As things turned out, for me and I think for all of us, the few days we spent together in Sarasota were a hallowed time. We three brothers shared a hotel suite. I was struck by Jim’s and Gene’s gentleness and patience toward each other, as also to Dolores and to me. We would never all be together again, though Jim would live almost ten years more, and Gene eleven. Now in 2020, only Dolores and I are left.

Unspoken love

I’m pretty sure I never told Gene, “I love you.” I’m quite sure he never said that to me. The terms of our relationship precluded gushiness. No regrets for that. Actions speak louder than words.

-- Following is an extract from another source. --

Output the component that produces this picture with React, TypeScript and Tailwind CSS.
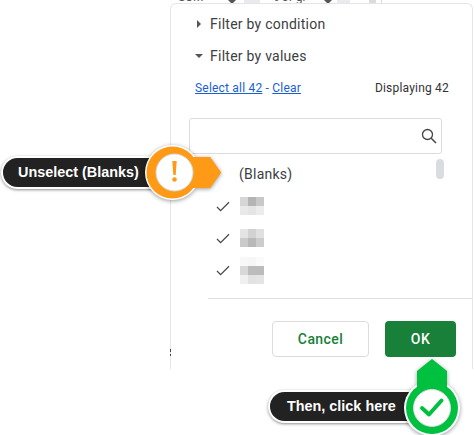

Gene and Juanita asked me to be godfather for their daughter Debbie at her Baptism. They trusted me to drive their son Doug with his Grandma to Colorado. They asked my wife Anne to be sponsor for daughter Kristy’s Confirmation. Less than a year after I moved to Canada in 1970, they brought their whole family to visit me.

Years later, they visited Anne and me in Canada again. It was just before the U.S. government dropped its charges against me, so that I could again travel back to Missouri. True to form, Gene grumbled that he wished the government had acted sooner, it would have saved him a long trip.

I often complimented Gene and Juanita on their children as they were growing up: smart, fun, serious kids, a credit to their parents. Gene's response was always the same: So far so good, but you never know what they'll do next. I don't imagine he was an easy dad, but I think he was a very good one.

I give thanks for the lives of all the members of the family into which I belatedly was born. I did not love the highwayman any more or less than any other sibling, but I deeply feel his loss.

 

 

 

 

Gene and me at his and Juanita's home in Jefferson City, 2010.